* begin *
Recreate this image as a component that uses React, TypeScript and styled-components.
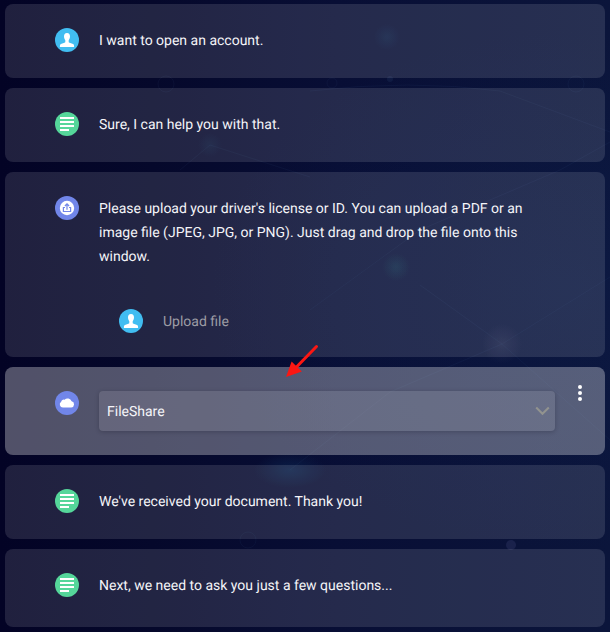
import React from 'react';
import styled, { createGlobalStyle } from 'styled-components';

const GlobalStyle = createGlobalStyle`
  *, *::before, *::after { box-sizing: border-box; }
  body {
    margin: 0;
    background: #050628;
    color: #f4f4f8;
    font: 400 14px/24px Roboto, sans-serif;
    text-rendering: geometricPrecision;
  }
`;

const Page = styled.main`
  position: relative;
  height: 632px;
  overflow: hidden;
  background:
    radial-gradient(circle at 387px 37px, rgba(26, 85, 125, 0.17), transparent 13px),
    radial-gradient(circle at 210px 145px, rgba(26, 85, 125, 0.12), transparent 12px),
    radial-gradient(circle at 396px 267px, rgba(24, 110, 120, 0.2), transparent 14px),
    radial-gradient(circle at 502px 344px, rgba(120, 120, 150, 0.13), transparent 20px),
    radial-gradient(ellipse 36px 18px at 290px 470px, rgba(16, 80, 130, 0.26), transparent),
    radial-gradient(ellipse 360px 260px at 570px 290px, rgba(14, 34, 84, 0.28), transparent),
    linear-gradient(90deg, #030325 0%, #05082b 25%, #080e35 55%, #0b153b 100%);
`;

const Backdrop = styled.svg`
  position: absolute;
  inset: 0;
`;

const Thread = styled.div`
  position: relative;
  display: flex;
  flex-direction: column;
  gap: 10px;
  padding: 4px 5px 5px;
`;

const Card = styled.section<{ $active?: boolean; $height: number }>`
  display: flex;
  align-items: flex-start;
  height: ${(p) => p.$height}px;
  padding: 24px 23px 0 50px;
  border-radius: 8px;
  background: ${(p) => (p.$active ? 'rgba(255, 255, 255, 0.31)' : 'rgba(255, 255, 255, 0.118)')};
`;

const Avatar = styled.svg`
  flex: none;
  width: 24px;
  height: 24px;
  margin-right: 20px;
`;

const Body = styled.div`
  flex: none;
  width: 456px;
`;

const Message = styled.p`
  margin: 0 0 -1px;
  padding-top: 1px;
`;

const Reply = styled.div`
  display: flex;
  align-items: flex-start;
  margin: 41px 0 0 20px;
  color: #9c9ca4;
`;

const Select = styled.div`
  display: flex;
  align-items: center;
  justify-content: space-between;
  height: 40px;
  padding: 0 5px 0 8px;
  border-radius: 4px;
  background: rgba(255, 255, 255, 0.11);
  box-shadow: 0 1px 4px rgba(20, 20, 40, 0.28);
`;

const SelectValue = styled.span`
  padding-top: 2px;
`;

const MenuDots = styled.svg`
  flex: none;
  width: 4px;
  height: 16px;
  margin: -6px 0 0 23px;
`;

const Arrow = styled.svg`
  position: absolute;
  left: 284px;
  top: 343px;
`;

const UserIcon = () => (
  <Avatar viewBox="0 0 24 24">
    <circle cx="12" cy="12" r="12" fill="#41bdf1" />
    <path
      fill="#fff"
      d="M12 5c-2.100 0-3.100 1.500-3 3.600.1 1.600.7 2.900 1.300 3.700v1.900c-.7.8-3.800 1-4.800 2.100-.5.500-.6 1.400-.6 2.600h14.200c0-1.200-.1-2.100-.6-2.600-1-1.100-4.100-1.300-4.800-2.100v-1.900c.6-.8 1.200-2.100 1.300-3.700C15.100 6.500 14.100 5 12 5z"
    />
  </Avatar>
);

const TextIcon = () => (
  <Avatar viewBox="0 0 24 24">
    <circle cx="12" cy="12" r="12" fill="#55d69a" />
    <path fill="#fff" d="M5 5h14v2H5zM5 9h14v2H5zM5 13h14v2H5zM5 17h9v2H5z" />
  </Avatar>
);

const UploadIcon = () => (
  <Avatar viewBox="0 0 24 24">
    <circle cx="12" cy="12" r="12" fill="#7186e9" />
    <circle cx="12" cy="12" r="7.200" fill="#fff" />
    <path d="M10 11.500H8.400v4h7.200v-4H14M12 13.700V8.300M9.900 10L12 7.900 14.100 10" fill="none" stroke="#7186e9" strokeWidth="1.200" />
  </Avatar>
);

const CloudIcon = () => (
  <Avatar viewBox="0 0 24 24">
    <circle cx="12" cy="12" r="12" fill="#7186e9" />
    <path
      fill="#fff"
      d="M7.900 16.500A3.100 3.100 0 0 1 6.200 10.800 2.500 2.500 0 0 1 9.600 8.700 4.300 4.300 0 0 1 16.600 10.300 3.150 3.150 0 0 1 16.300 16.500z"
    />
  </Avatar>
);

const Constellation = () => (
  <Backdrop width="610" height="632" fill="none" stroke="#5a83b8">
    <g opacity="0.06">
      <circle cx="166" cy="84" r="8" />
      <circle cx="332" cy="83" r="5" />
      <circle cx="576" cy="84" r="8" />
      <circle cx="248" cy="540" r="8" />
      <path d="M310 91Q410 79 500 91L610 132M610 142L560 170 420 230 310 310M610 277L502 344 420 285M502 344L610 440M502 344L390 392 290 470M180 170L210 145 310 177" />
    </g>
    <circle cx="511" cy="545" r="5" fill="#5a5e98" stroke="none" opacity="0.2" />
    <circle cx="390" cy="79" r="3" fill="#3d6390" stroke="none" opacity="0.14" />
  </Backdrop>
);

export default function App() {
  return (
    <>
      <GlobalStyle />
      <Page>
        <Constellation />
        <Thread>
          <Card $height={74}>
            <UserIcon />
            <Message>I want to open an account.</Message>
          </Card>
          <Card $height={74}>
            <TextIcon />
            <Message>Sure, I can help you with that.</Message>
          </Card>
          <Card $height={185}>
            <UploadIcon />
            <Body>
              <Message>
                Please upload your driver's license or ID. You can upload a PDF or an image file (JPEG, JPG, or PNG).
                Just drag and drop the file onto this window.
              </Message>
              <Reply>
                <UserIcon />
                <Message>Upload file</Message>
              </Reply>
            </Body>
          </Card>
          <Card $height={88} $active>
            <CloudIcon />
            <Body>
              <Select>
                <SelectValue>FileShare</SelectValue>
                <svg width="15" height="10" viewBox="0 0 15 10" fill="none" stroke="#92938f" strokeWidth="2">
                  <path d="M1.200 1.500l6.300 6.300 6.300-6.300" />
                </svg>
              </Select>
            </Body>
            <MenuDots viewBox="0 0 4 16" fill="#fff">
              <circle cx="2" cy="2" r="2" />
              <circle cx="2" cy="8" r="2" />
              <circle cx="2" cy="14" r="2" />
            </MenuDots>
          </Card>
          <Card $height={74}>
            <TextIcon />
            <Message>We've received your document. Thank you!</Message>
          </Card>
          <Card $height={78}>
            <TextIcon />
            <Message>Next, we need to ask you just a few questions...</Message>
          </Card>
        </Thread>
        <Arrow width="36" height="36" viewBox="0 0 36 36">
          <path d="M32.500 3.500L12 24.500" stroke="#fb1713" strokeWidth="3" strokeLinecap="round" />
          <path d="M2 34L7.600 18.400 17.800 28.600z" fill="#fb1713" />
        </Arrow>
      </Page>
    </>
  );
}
* end *
* **AIM**
From the material above, reproduce everything verbatim except the pictures.

* **REPLY TO THE TASK**
Recreate this image as a component that uses React, TypeScript and styled-components.
import React from 'react';
import styled, { createGlobalStyle } from 'styled-components';

const GlobalStyle = createGlobalStyle`
  *, *::before, *::after { box-sizing: border-box; }
  body {
    margin: 0;
    background: #050628;
    color: #f4f4f8;
    font: 400 14px/24px Roboto, sans-serif;
    text-rendering: geometricPrecision;
  }
`;

const Page = styled.main`
  position: relative;
  height: 632px;
  overflow: hidden;
  background:
    radial-gradient(circle at 387px 37px, rgba(26, 85, 125, 0.17), transparent 13px),
    radial-gradient(circle at 210px 145px, rgba(26, 85, 125, 0.12), transparent 12px),
    radial-gradient(circle at 396px 267px, rgba(24, 110, 120, 0.2), transparent 14px),
    radial-gradient(circle at 502px 344px, rgba(120, 120, 150, 0.13), transparent 20px),
    radial-gradient(ellipse 36px 18px at 290px 470px, rgba(16, 80, 130, 0.26), transparent),
    radial-gradient(ellipse 360px 260px at 570px 290px, rgba(14, 34, 84, 0.28), transparent),
    linear-gradient(90deg, #030325 0%, #05082b 25%, #080e35 55%, #0b153b 100%);
`;

const Backdrop = styled.svg`
  position: absolute;
  inset: 0;
`;

const Thread = styled.div`
  position: relative;
  display: flex;
  flex-direction: column;
  gap: 10px;
  padding: 4px 5px 5px;
`;

const Card = styled.section<{ $active?: boolean; $height: number }>`
  display: flex;
  align-items: flex-start;
  height: ${(p) => p.$height}px;
  padding: 24px 23px 0 50px;
  border-radius: 8px;
  background: ${(p) => (p.$active ? 'rgba(255, 255, 255, 0.31)' : 'rgba(255, 255, 255, 0.118)')};
`;

const Avatar = styled.svg`
  flex: none;
  width: 24px;
  height: 24px;
  margin-right: 20px;
`;

const Body = styled.div`
  flex: none;
  width: 456px;
`;

const Message = styled.p`
  margin: 0 0 -1px;
  padding-top: 1px;
`;

const Reply = styled.div`
  display: flex;
  align-items: flex-start;
  margin: 41px 0 0 20px;
  color: #9c9ca4;
`;

const Select = styled.div`
  display: flex;
  align-items: center;
  justify-content: space-between;
  height: 40px;
  padding: 0 5px 0 8px;
  border-radius: 4px;
  background: rgba(255, 255, 255, 0.11);
  box-shadow: 0 1px 4px rgba(20, 20, 40, 0.28);
`;

const SelectValue = styled.span`
  padding-top: 2px;
`;

const MenuDots = styled.svg`
  flex: none;
  width: 4px;
  height: 16px;
  margin: -6px 0 0 23px;
`;

const Arrow = styled.svg`
  position: absolute;
  left: 284px;
  top: 343px;
`;

const UserIcon = () => (
  <Avatar viewBox="0 0 24 24">
    <circle cx="12" cy="12" r="12" fill="#41bdf1" />
    <path
      fill="#fff"
      d="M12 5c-2.100 0-3.100 1.500-3 3.600.1 1.600.7 2.900 1.300 3.700v1.900c-.7.8-3.800 1-4.800 2.100-.5.500-.6 1.400-.6 2.600h14.200c0-1.200-.1-2.100-.6-2.600-1-1.100-4.100-1.300-4.800-2.100v-1.900c.6-.8 1.200-2.100 1.300-3.700C15.100 6.500 14.100 5 12 5z"
    />
  </Avatar>
);

const TextIcon = () => (
  <Avatar viewBox="0 0 24 24">
    <circle cx="12" cy="12" r="12" fill="#55d69a" />
    <path fill="#fff" d="M5 5h14v2H5zM5 9h14v2H5zM5 13h14v2H5zM5 17h9v2H5z" />
  </Avatar>
);

const UploadIcon = () => (
  <Avatar viewBox="0 0 24 24">
    <circle cx="12" cy="12" r="12" fill="#7186e9" />
    <circle cx="12" cy="12" r="7.200" fill="#fff" />
    <path d="M10 11.500H8.400v4h7.200v-4H14M12 13.700V8.300M9.900 10L12 7.900 14.100 10" fill="none" stroke="#7186e9" strokeWidth="1.200" />
  </Avatar>
);

const CloudIcon = () => (
  <Avatar viewBox="0 0 24 24">
    <circle cx="12" cy="12" r="12" fill="#7186e9" />
    <path
      fill="#fff"
      d="M7.900 16.500A3.100 3.100 0 0 1 6.200 10.800 2.500 2.500 0 0 1 9.600 8.700 4.300 4.300 0 0 1 16.600 10.300 3.150 3.150 0 0 1 16.300 16.500z"
    />
  </Avatar>
);

const Constellation = () => (
  <Backdrop width="610" height="632" fill="none" stroke="#5a83b8">
    <g opacity="0.06">
      <circle cx="166" cy="84" r="8" />
      <circle cx="332" cy="83" r="5" />
      <circle cx="576" cy="84" r="8" />
      <circle cx="248" cy="540" r="8" />
      <path d="M310 91Q410 79 500 91L610 132M610 142L560 170 420 230 310 310M610 277L502 344 420 285M502 344L610 440M502 344L390 392 290 470M180 170L210 145 310 177" />
    </g>
    <circle cx="511" cy="545" r="5" fill="#5a5e98" stroke="none" opacity="0.2" />
    <circle cx="390" cy="79" r="3" fill="#3d6390" stroke="none" opacity="0.14" />
  </Backdrop>
);

export default function App() {
  return (
    <>
      <GlobalStyle />
      <Page>
        <Constellation />
        <Thread>
          <Card $height={74}>
            <UserIcon />
            <Message>I want to open an account.</Message>
          </Card>
          <Card $height={74}>
            <TextIcon />
            <Message>Sure, I can help you with that.</Message>
          </Card>
          <Card $height={185}>
            <UploadIcon />
            <Body>
              <Message>
                Please upload your driver's license or ID. You can upload a PDF or an image file (JPEG, JPG, or PNG).
                Just drag and drop the file onto this window.
              </Message>
              <Reply>
                <UserIcon />
                <Message>Upload file</Message>
              </Reply>
            </Body>
          </Card>
          <Card $height={88} $active>
            <CloudIcon />
            <Body>
              <Select>
                <SelectValue>FileShare</SelectValue>
                <svg width="15" height="10" viewBox="0 0 15 10" fill="none" stroke="#92938f" strokeWidth="2">
                  <path d="M1.200 1.500l6.300 6.300 6.300-6.300" />
                </svg>
              </Select>
            </Body>
            <MenuDots viewBox="0 0 4 16" fill="#fff">
              <circle cx="2" cy="2" r="2" />
              <circle cx="2" cy="8" r="2" />
              <circle cx="2" cy="14" r="2" />
            </MenuDots>
          </Card>
          <Card $height={74}>
            <TextIcon />
            <Message>We've received your document. Thank you!</Message>
          </Card>
          <Card $height={78}>
            <TextIcon />
            <Message>Next, we need to ask you just a few questions...</Message>
          </Card>
        </Thread>
        <Arrow width="36" height="36" viewBox="0 0 36 36">
          <path d="M32.500 3.500L12 24.500" stroke="#fb1713" strokeWidth="3" strokeLinecap="round" />
          <path d="M2 34L7.600 18.400 17.800 28.600z" fill="#fb1713" />
        </Arrow>
      </Page>
    </>
  );
}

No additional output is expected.